Born in Yuba City, California, Hearn Hill worked as a newspaper editor for 22 years, and wrote a nonfiction book on legendary Muscle Beach, Santa Monica with Harold Zinkin, the first Mr. California and inventor of the Universal Gym Machine. She has long been interested in the fitness/weight-loss industry and the American myth that no one can ever be too rich or too thin. The characters in KILLER BODY find out otherwise – and some are willing to die for just that – a killer body. 

In researching her book, she talked to personal trainers, doctors specializing in weight loss, prize-winning bodybuilders and members of her own Weight Watchers group, where she became a life member in 1999.  “Weight Watchers isn’t magic. That’s why it works,” she said. “The weight loss is slow but steady. It’s a program you can live with forever. One of my characters is ultimately helped by the program, but most of them resort to more drastic measures.” 

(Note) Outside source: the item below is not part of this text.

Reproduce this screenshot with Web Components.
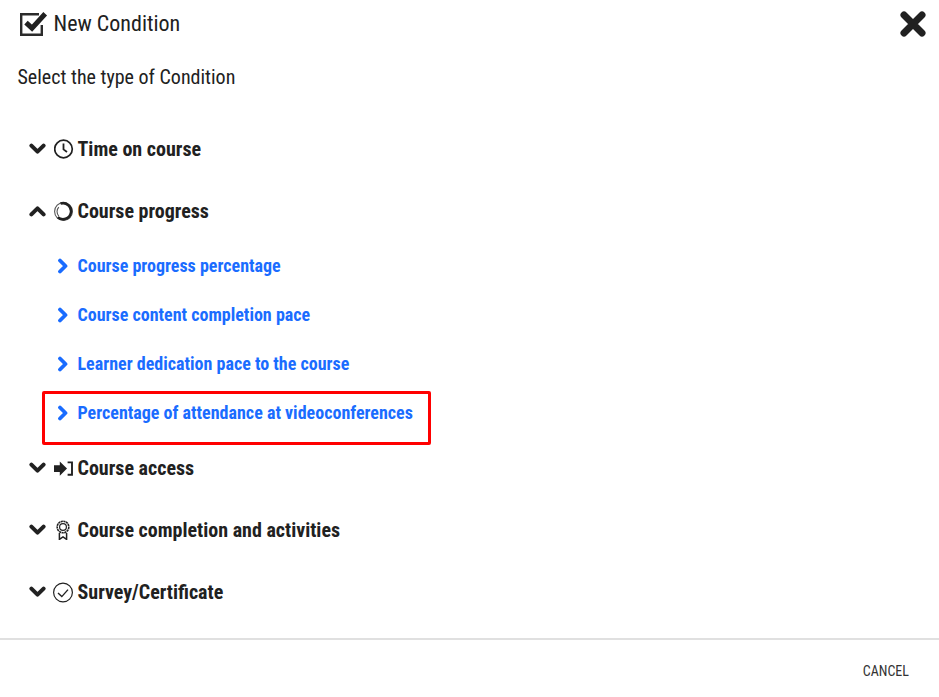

Hearn Hill said she was amazed how readily people shared their “fat stories” with her. “I couldn’t have invented anything as bizarre and as sad as what was shared with me when I was researching the book,” she said. “They were happy to talk about it and glad someone was writing about it.” 

A national writers’ conference speaker, Hearn Hill teaches fiction writing for Writer’s Digest Online Workshops and is a mentor to many writers. She leads a private writers’ workshop in Fresno, California. In her workshops, as well as her novels, the theme is empowerment.